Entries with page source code
— START —

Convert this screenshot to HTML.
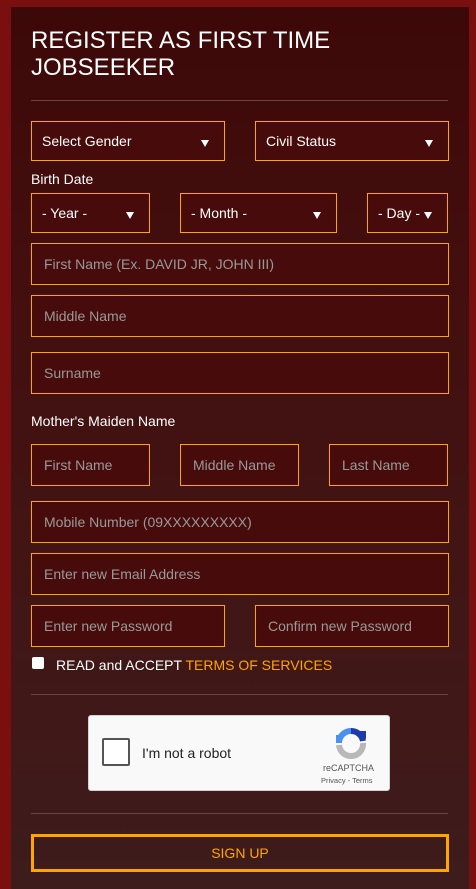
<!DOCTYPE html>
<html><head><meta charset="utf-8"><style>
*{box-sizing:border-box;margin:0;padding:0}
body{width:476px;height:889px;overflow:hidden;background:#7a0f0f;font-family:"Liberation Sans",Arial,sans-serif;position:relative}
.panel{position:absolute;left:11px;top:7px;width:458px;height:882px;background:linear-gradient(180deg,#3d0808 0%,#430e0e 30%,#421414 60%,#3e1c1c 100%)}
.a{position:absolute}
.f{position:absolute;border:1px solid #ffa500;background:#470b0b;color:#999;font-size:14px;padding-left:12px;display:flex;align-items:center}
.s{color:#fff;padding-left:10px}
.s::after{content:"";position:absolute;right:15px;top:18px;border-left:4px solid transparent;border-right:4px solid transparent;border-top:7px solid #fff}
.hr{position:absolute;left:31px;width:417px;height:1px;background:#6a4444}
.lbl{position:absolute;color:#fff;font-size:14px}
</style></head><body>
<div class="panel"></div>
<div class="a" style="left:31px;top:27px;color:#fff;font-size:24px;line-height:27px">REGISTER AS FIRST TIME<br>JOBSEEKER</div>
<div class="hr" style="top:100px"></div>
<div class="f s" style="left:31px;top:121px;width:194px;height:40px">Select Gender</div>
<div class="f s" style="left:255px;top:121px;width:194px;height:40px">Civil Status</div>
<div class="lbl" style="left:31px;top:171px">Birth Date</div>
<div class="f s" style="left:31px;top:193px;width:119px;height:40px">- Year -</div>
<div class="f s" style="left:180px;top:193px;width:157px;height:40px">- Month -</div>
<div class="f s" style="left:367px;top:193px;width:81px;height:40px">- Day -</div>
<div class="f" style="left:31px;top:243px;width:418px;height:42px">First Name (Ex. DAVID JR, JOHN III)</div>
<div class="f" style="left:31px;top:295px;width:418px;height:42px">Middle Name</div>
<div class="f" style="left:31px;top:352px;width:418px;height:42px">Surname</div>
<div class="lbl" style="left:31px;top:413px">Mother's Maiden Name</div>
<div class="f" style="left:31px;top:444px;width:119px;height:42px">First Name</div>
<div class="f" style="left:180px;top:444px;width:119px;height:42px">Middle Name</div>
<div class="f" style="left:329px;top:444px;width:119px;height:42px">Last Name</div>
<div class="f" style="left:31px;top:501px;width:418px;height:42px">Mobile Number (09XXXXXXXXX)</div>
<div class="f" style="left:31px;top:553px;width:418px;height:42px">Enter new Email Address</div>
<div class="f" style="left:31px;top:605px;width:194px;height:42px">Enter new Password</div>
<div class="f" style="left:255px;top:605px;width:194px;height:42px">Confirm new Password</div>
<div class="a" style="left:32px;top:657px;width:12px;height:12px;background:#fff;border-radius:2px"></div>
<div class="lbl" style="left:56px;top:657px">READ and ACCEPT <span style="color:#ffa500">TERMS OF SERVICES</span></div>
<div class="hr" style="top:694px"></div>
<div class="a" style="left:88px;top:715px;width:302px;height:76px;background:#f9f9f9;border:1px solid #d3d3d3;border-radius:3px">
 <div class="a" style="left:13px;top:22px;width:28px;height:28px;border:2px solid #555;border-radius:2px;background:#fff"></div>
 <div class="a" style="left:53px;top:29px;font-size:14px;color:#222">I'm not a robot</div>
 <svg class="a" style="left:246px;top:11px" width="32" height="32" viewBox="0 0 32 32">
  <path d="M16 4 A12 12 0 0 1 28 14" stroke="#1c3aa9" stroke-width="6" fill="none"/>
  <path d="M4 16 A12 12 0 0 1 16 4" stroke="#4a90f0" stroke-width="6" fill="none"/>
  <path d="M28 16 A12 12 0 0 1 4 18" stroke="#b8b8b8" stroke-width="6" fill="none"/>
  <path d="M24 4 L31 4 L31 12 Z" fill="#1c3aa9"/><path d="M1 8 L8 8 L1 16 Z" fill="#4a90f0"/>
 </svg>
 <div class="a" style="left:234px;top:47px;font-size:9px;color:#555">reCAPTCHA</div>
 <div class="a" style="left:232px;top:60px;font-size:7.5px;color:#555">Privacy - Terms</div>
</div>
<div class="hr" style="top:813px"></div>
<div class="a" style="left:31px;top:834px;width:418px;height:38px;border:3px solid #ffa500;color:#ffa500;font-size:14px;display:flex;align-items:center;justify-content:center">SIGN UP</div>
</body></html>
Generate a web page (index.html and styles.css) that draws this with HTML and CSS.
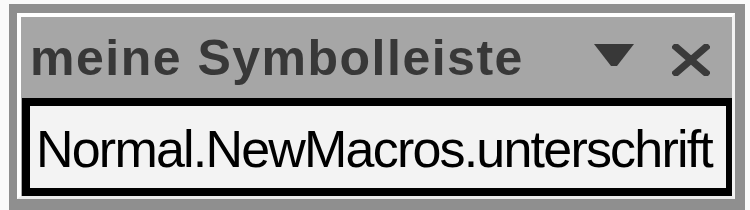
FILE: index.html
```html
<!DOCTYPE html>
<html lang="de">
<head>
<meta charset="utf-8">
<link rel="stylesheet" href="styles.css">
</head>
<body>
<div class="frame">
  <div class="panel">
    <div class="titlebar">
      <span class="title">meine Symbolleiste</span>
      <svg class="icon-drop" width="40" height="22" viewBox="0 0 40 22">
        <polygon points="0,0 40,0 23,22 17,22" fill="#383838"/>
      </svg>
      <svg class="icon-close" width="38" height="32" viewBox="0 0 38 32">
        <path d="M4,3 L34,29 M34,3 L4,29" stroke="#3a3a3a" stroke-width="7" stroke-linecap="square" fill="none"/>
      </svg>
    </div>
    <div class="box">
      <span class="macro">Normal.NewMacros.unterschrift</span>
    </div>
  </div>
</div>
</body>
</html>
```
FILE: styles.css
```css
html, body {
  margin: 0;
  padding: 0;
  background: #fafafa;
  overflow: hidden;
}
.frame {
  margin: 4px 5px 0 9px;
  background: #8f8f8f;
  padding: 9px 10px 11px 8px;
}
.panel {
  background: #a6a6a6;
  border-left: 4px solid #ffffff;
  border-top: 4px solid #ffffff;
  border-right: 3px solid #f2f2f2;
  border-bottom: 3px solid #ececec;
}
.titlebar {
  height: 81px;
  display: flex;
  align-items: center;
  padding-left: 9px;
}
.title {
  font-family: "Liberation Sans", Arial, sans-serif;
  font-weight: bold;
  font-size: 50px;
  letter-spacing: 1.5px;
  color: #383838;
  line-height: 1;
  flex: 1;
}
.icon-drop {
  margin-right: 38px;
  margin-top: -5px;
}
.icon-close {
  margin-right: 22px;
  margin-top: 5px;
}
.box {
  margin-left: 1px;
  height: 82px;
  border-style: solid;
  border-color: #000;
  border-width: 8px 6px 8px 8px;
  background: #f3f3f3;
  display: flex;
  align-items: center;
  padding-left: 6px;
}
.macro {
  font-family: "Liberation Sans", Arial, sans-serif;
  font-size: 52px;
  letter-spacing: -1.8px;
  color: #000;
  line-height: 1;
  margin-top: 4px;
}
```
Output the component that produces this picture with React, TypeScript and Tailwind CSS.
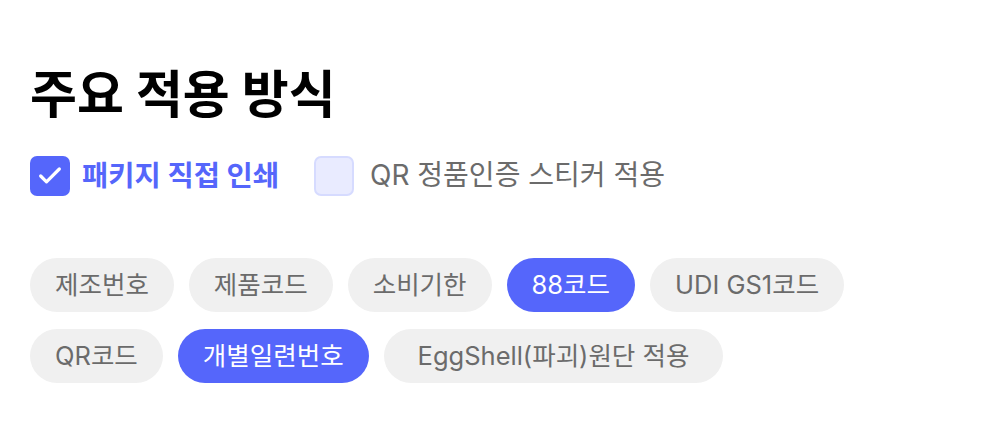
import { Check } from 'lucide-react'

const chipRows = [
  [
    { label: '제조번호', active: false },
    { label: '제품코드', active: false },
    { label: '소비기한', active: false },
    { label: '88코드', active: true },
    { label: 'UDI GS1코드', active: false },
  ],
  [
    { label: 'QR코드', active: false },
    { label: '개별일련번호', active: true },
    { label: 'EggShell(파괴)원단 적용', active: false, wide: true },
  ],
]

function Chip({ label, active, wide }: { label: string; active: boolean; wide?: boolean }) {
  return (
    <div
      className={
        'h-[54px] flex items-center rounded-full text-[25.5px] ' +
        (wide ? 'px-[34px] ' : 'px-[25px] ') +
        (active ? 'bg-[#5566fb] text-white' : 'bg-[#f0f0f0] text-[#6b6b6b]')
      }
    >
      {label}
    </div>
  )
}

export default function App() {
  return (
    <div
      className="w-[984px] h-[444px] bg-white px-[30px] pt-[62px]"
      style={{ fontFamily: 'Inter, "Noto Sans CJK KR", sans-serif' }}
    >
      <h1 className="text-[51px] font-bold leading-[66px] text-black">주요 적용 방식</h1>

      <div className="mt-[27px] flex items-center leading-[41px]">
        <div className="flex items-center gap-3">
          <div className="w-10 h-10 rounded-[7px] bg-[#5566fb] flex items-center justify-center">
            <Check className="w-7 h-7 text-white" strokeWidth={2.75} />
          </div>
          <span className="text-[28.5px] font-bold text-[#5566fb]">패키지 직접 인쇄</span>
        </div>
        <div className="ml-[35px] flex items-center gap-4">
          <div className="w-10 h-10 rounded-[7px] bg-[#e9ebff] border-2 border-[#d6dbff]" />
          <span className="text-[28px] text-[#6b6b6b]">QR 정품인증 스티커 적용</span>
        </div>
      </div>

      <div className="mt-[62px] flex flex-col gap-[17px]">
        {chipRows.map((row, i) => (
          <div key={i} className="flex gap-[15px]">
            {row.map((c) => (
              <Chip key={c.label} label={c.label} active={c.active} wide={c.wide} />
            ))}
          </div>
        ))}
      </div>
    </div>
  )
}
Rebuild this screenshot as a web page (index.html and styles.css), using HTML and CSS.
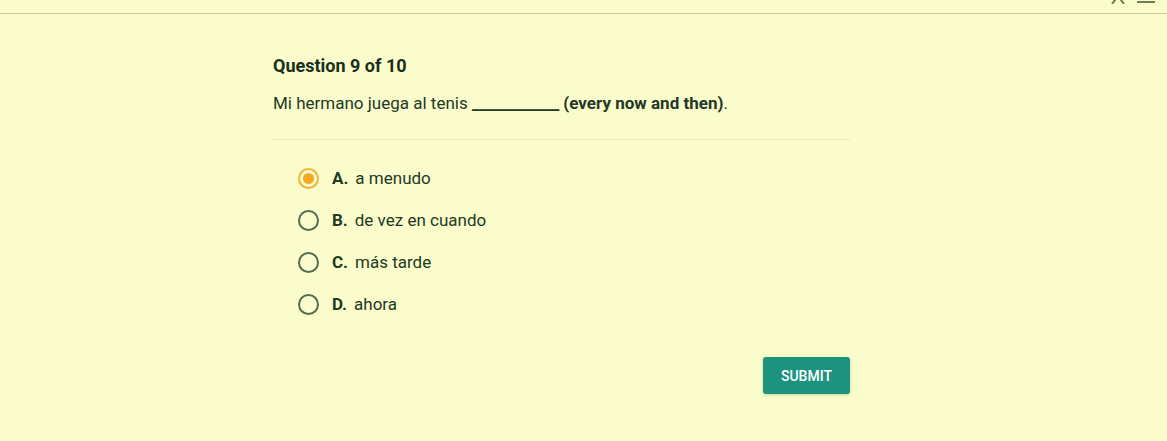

— END —

WORK INSTRUCTIONS - Look through the entries above for the word "styles". Copy every line where it shows up.

WRITTEN ANSWER -
Generate a web page (index.html and styles.css) that draws this with HTML and CSS.
<link rel="stylesheet" href="styles.css">
FILE: styles.css
Rebuild this screenshot as a web page (index.html and styles.css), using HTML and CSS.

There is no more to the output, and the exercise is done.